Jenna Fischer herself settled the question publicly in a September 2023 episode of ‘Office Ladies,’ the podcast she hosts with Angela Kinsey. Fischer recounted how she and Krasinski went directly to Season 8 showrunner Paul Lieberstein after reading the ‘Special Project’ script, which contained an out-of-nowhere phone call that signaled Cathy’s intentions. Fischer recalled telling him: “There is no way that Jim can hook up with Cathy.” Lieberstein’s response, as Fischer recounted it, was a flat reassurance: “That is not part of our plan, I promise you. That’s part of her plan. That’s Cathy’s plan. Jim is not in that plan.”

Krasinski’s decision shows how much the actors cared about the emotional heart of the series. The best moments came from small, meaningful choices rather than shocking twists. Protecting Jim’s character was part of keeping the audience invested and keeping the story grounded.

Daniels, for his part, has never fully walked back the original idea. In ‘Welcome to Dunder Mifflin’ he explained that the impulse came from a desire to restore dramatic tension at a point when the show risked feeling too comfortable. “I needed to inject a bit of upset in the tranquility at that point and try and get the intensity back,” Daniels said in the book.

He also argued that strategic worry was part of the show’s contract with its audience. “I think they were very comfortable with the show they were getting, and I needed to worry them that maybe I was going to give them a bad ending so they were happy when they got a good ending,” he added.

That framing, a creator deliberately manufacturing anxiety to make the payoff land harder, reframes the entire episode. What read to fans as a near-betrayal was, in Daniels’ telling, a controlled scare designed to make the finale feel earned.

Looking back, it’s a reminder of how much thought goes into creating a show that feels real. Sometimes saying no to a single scene can preserve everything fans love. As Krasinski put it, “I’m not going to shoot it.” That stance helped Jim and Pam’s story end on the hopeful, satisfying note viewers remember today.

Krasinski did not simply walk away from the conversation empty-handed.
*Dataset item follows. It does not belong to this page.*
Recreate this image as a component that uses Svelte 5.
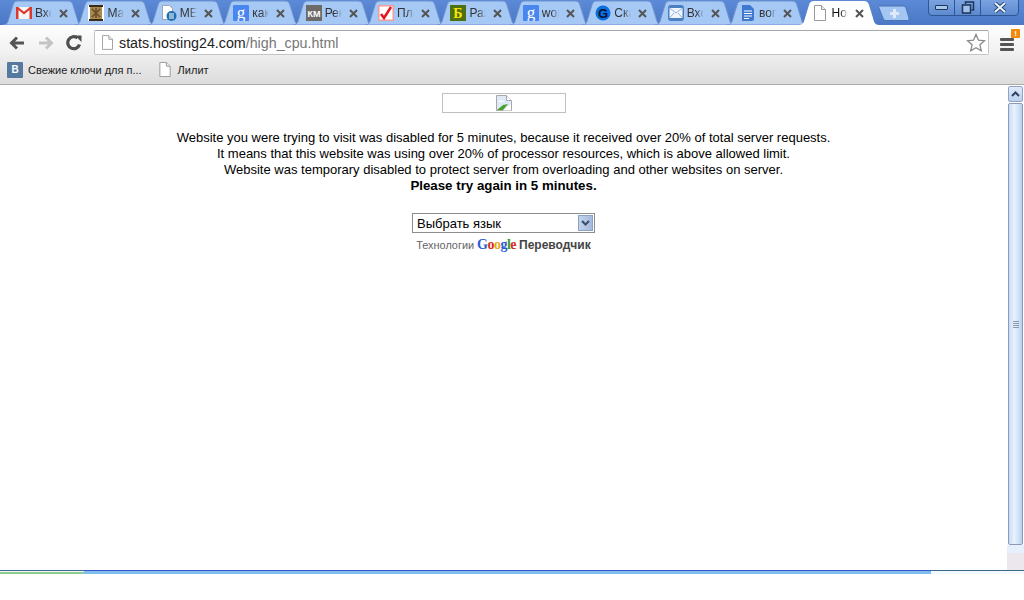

According to ‘Welcome to Dunder Mifflin,’ he came to Daniels with an alternative, one that turned out to shape the emotional arc of the season’s final stretch. “I said, ‘I think we should get borderline separated, and I think we can do it and then come back,'” Krasinski told Baumgartner. “He was so on board with that.” The marital friction that viewers ultimately watched play out, quieter and more painful than a hotel-room kiss, was born directly from that counter-proposal.